Ant and Dec were on terrific form as ever - do they ever wane?! - and some proper 'laugh out loud' moments were served up from host, judges and contestants alike.
> Britain's Got Talent winning YouTube battle with The Voice UK
> Simon Cowell on Voice UK clash: 'BBC needs to get a sense of humour'
Particular favourites included the roller skater who chucked his girlfriend into the wings by accident, German Dennis Egle's bizarre winged angel performance - his wing hanging limply to one side followed by Ant making the whole situation so much worse by breaking it even more had me in tears - 'Barbara and Bradley's' hilariously rubbish poetry and dance combination, David Walliams flirting and winding Simon up at every opportunity and, of course, Simon's famous put downs - Britain's Got Talent is back!
As well as the amusing (for not all the intended reasons) acts, we of course had a couple of early 'final' frontrunners, firstly served up in the shape of Welsh choir Only Boys Aloud. With the success of the Military Wives Choir going from strength to strength, you could see the ol' wily 'dollar' sign in Simon's eyes come to life during the schoolboys' superb vocal performance.
And of course, we got our water cooler moment - of the entire series I reckon - in Jonathon Antoine and Charlotte Jaconelli.

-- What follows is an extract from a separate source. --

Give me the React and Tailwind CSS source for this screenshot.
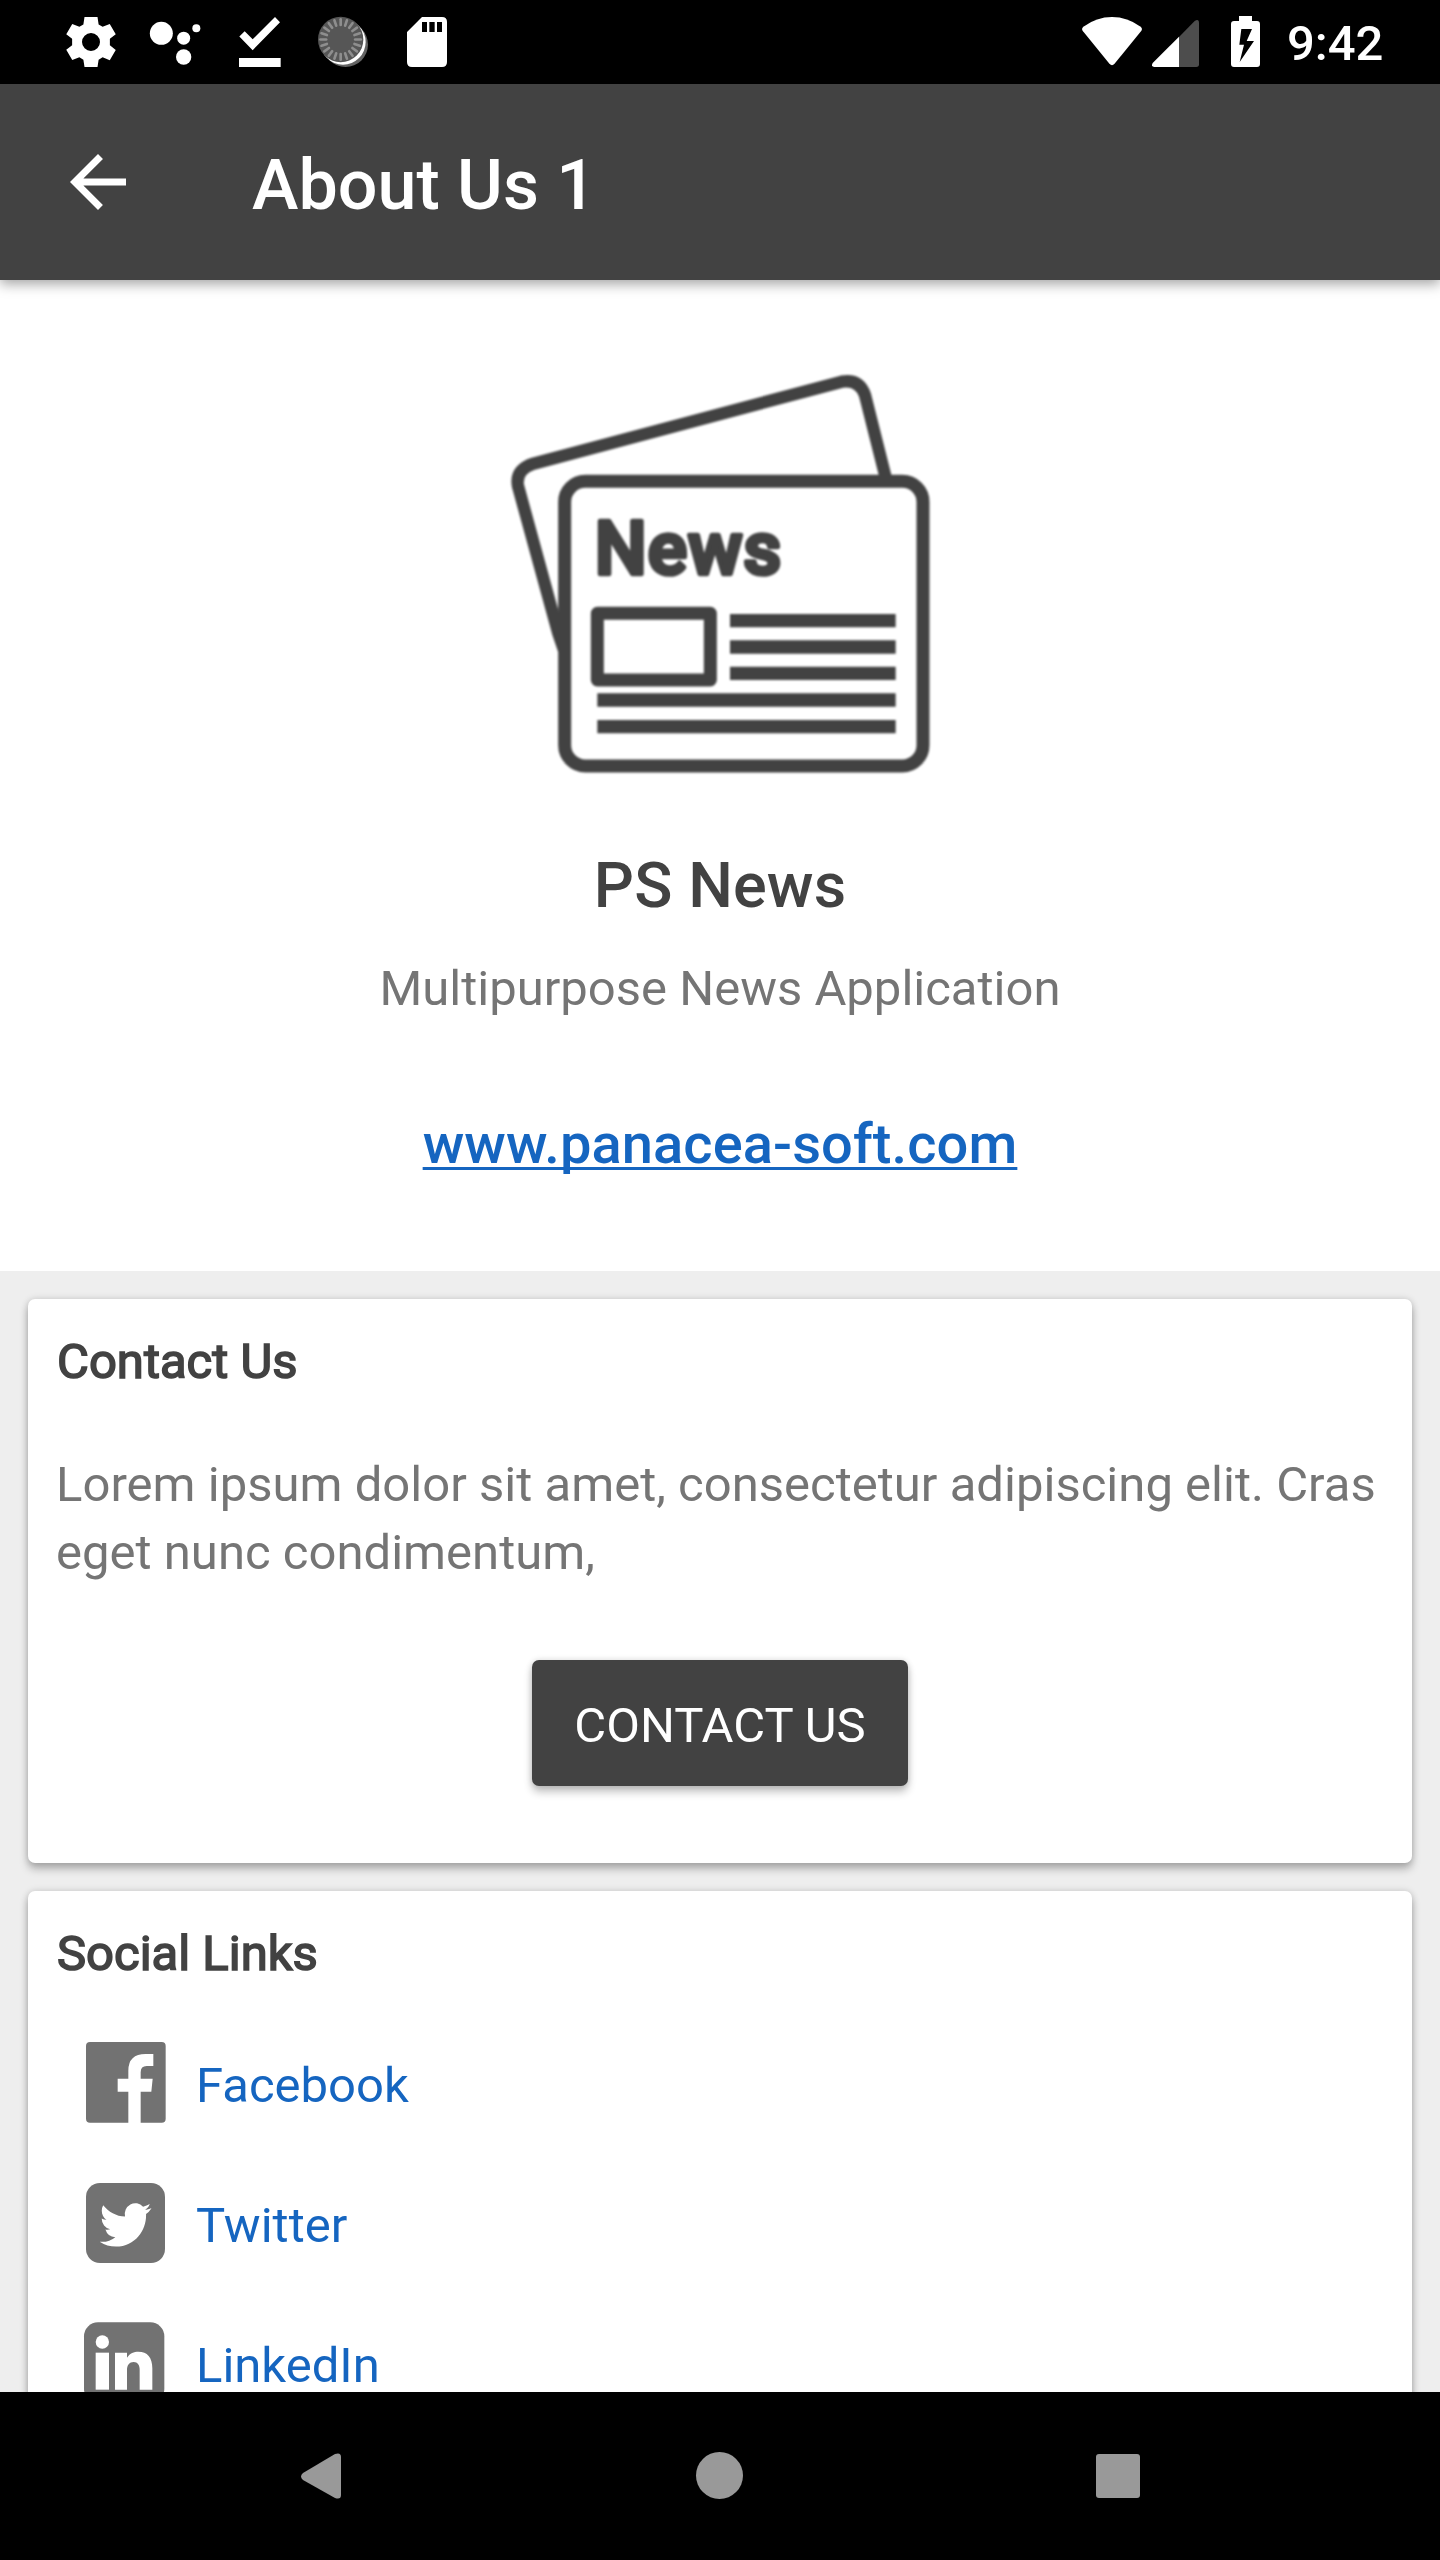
function Gear() {
  return (
    <svg className="size-[60px]" viewBox="0 0 24 24" fill="#fff">
      <path
        fillRule="evenodd"
        d="M9.4 2h5.2l.45 2.95 1.6.95 2.85-1.15 2.4 4.1-2.35 1.85v2.6l2.35 1.85-2.4 4.1-2.85-1.15-1.6.95L14.6 22H9.4l-.45-2.95-1.6-.95-2.85 1.15-2.4-4.1 2.35-1.85v-2.6L2.1 8.85l2.4-4.1L7.35 5.9l1.6-.95zM12 8.4a3.6 3.6 0 100 7.2 3.6 3.6 0 000-7.2z"
      />
    </svg>
  );
}

function Assistant() {
  return (
    <svg className="size-[60px]" viewBox="315 36 180 180" fill="#fff">
      <circle cx="364" cy="100" r="34.5" />
      <circle cx="431" cy="114.500" r="19.500" />
      <circle cx="469" cy="84.500" r="12" />
      <circle cx="431" cy="171" r="23" />
    </svg>
  );
}

function DownloadDone() {
  return (
    <svg className="size-[60px]" viewBox="567 36 180 180" fill="#fff">
      <path d="M598 109.500L614 94l24 24 67-67 15 15.500-82 84zM597 174h125v27H597z" />
    </svg>
  );
}

const ticks = Array.from({ length: 20 }, (_, i) => i * 18);

function Spinner() {
  return (
    <svg className="size-[60px]" viewBox="819 36 180 180">
      <circle cx="916.500" cy="133.500" r="67.500" fill="#636363" />
      <circle cx="909" cy="126" r="68" fill="#fff" />
      <circle cx="902" cy="118.500" r="68" fill="#565656" />
      {ticks.map((a) => (
        <path
          key={a}
          d="M902 75v-17"
          stroke="#8e8e8e"
          strokeWidth="8"
          strokeLinecap="round"
          transform={`rotate(${a} 902 118.500)`}
        />
      ))}
    </svg>
  );
}

function SdCard() {
  return (
    <svg className="size-[60px]" viewBox="1071 36 180 180" fill="#fff">
      <path
        fillRule="evenodd"
        d="M1146 51h60q15 0 15 15v120q0 15-15 15h-90q-15 0-15-15V96zM1146 66v30h15V66zM1168 66v30h16V66zM1191 66v30h15V66z"
      />
    </svg>
  );
}

function Wifi() {
  return (
    <svg className="h-[60px] w-[60px]" viewBox="66 36 180 180" fill="#fff">
      <path d="M70 80Q110 51 156 51T242 80Q249 86 243 94L163 192Q156 199 149 192L69 94Q63 86 70 80z" />
    </svg>
  );
}

function Signal() {
  return (
    <svg className="ml-[10px] h-[60px] w-12" viewBox="276 36 144 180">
      <path d="M357 111L404 63Q417 55 417 70V193Q417 201 409 201H357z" fill="#4d4d4d" />
      <path d="M357 110V201H283Q272 200 278 189z" fill="#fff" />
    </svg>
  );
}

function Battery() {
  return (
    <svg className="ml-[31px] h-[60px] w-[29px]" viewBox="513 36 87 180" fill="#fff">
      <path
        fillRule="evenodd"
        d="M537 48h39v15h15q9 0 9 9v120q0 9-9 9h-69q-9 0-9-9V72q0-9 9-9h15zM544 87l-6 47h14l-13 52 43-63h-22l16-36z"
      />
    </svg>
  );
}

function StatusBar() {
  return (
    <div className="flex h-[84px] items-start bg-black pt-3 pl-[61px]">
      <div className="flex gap-6">
        <Gear />
        <Assistant />
        <DownloadDone />
        <Spinner />
        <SdCard />
      </div>
      <div className="ml-[625px] flex">
        <Wifi />
        <Signal />
        <Battery />
        <span className="ml-[27px] pt-[3px] text-[49px] leading-[58px] font-medium text-white">9:42</span>
      </div>
    </div>
  );
}

function NewsLogo() {
  return (
    <svg
      className="h-[420px] w-[420px] blur-[0.9px]"
      viewBox="60 30 1260 1260"
      fill="none"
      stroke="#424242"
    >
      <path
        d="M1189 390L1125 135Q1108 86 1055 95L130 341Q75 360 84 408L205 850L222 900"
        strokeWidth="37"
      />
      <rect x="224" y="394" width="1075" height="854" rx="62" fill="#fff" strokeWidth="39" />
      <text
        x="314"
        y="671"
        textLength="560"
        lengthAdjust="spacing"
        fontFamily="Roboto, sans-serif"
        fontSize="220"
        fontWeight="500"
        fill="#424242"
        strokeWidth="14"
        strokeLinejoin="round"
      >
        News
      </text>
      <rect x="322" y="790" width="339" height="200" strokeWidth="39" strokeLinejoin="round" />
      <path d="M720 812h497M720 891h497M720 970h497M322 1050h895M322 1130h895" strokeWidth="40" />
    </svg>
  );
}

function FacebookIcon() {
  return (
    <svg className="size-20 overflow-visible" viewBox="258 606 240 240">
      <rect x="258" y="606" width="239" height="242" rx="12" fill="#727272" />
      <path
        d="M385 849V755H353V716H385V692Q385 642 437 642H460V678H440Q422 678 422 697V716H458L454 755H422V849z"
        fill="#fff"
      />
    </svg>
  );
}

function TwitterIcon() {
  return (
    <svg className="size-20 overflow-visible" viewBox="78 96 240 240">
      <rect x="78" y="99" width="237" height="240" rx="42" fill="#727272" />
      <path
        transform="translate(119 144.500) scale(6.460 6.680)"
        fill="#fff"
        d="M23.953 4.570a10 10 0 01-2.825.775 4.958 4.958 0 002.163-2.723c-.951.555-2.005.959-3.127 1.184a4.920 4.920 0 00-8.384 4.482C7.690 8.095 4.067 6.130 1.640 3.162a4.822 4.822 0 00-.666 2.475c0 1.710.870 3.213 2.188 4.096a4.904 4.904 0 01-2.228-.616v.060a4.923 4.923 0 003.946 4.827 4.996 4.996 0 01-2.212.085 4.936 4.936 0 004.604 3.417 9.867 9.867 0 01-6.102 2.105c-.390 0-.779-.023-1.170-.067a13.995 13.995 0 007.557 2.209c9.053 0 13.998-7.496 13.998-13.985 0-.210 0-.420-.015-.630A9.935 9.935 0 0024 4.590z"
      />
    </svg>
  );
}

function LinkedInIcon() {
  return (
    <svg className="size-20 overflow-visible" viewBox="78 516 240 240">
      <rect x="72" y="517" width="241" height="241" rx="42" fill="#727272" />
      <g fill="#fff">
        <circle cx="127" cy="576" r="20" />
        <rect x="107" y="608" width="40" height="111" />
        <path d="M165 608H201V623C210 609 222 605 235 605C262 605 277 622 277 655V719H239V660C239 645 233 636 221 636C208 636 201 645 201 660V719H165z" />
      </g>
    </svg>
  );
}

const links = [
  { name: "Facebook", Icon: FacebookIcon },
  { name: "Twitter", Icon: TwitterIcon },
  { name: "LinkedIn", Icon: LinkedInIcon },
];

function Card({ className, title, children }) {
  return (
    <section
      className={`mx-7 mt-7 rounded-[7px] bg-white px-7 pt-[34px] shadow-[0_6px_8px_rgba(0,0,0,0.26),0_0_7px_rgba(0,0,0,0.15)] ${className}`}
    >
      <h2 className="pl-px text-[49px] leading-[58px] font-normal text-[#424242] [-webkit-text-stroke:1.6px_#424242]">
        {title}
      </h2>
      {children}
    </section>
  );
}

export default function App() {
  return (
    <div className="flex h-[2560px] w-[1440px] flex-col overflow-hidden bg-[#eeeeee] font-[Roboto,sans-serif]">
      <StatusBar />
      <header className="relative z-10 flex h-[196px] shrink-0 items-start bg-[#424242] pl-14 shadow-[0_4px_12px_rgba(0,0,0,0.36)]">
        <svg className="mt-14 size-[84px]" viewBox="0 0 24 24" fill="#fff">
          <path d="M20 11H7.830l5.590-5.590L12 4l-8 8 8 8 1.410-1.410L7.830 13H20z" />
        </svg>
        <h1 className="mt-[60px] ml-28 text-[70px] leading-[82px] font-medium text-white">About Us 1</h1>
      </header>
      <main className="h-[2112px] shrink-0 overflow-hidden">
        <section className="flex h-[991px] flex-col items-center bg-white pt-20">
          <NewsLogo />
          <h2 className="mt-[69px] text-[63px] leading-[74px] font-medium tracking-[0.1px] text-[#424242]">
            PS News
          </h2>
          <p className="mt-[37px] text-[49px] leading-[58px] text-[#757575]">Multipurpose News Application</p>
          <a className="mt-[93px] text-[56px] leading-[66px] font-medium tracking-[0.1px] text-[#1565c0] underline decoration-[3px] underline-offset-[4px] [text-decoration-skip-ink:none]">
            www.panacea-soft.com
          </a>
        </section>
        <Card className="h-[564px]" title="Contact Us">
          <p className="mt-[60px] text-[49px] leading-[68px] tracking-[0.02px] text-[#757575]">
            Lorem ipsum dolor sit amet, consectetur adipiscing elit. Cras eget nunc condimentum,
          </p>
          <button className="mx-auto mt-[73px] flex h-[126px] w-[376px] items-center justify-center rounded-[7px] bg-[#424242] pt-[6px] text-[49px] leading-[58px] text-white shadow-[0_6px_8px_rgba(0,0,0,0.24),0_0_6px_rgba(0,0,0,0.14)]">
            CONTACT US
          </button>
        </Card>
        <Card className="h-[600px]" title="Social Links">
          <ul className="mt-[29px] pl-[30px]">
            {links.map(({ name, Icon }) => (
              <li key={name} className="flex h-[140px] items-center gap-[30px]">
                <Icon />
                <span className="pt-2 text-[49px] leading-[58px] text-[#1565c0]">{name}</span>
              </li>
            ))}
          </ul>
        </Card>
      </main>
      <nav className="flex h-[168px] shrink-0 items-start bg-black pt-[60px] pl-[301px]">
        <svg className="h-[48px] w-[40px]" viewBox="0 0 40 48" fill="#999">
          <path d="M2 21L34 2Q40 0 40 5V43Q40 48 34 46L2 28Q-2 24.500 2 21z" />
        </svg>
        <div className="ml-[355px] size-[47px] rounded-full bg-[#999999]" />
        <div className="mt-[2px] ml-[353px] size-[44px] rounded-[3px] bg-[#999999]" />
      </nav>
    </div>
  );
}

After they walked on stage together like a poor man's Hurley and Kate from Lost, first reactions from a grumpy Simon were certainly not encouraging. A stumble at the beginning, and 'cue the moment of the night', as we say move over Paul Potts and SuBo, this young lad really is something else.
I only hope his endearing, and also talented, singing partner Charlotte can keep up with what is likely to happen to this shy 17-year-old. Simon's rather harsh fears for her holding him back are yet to be seen, but I've a feeling we're about to witness another of Cowell's global success stories. BBC take note - this lad really IS The Voice.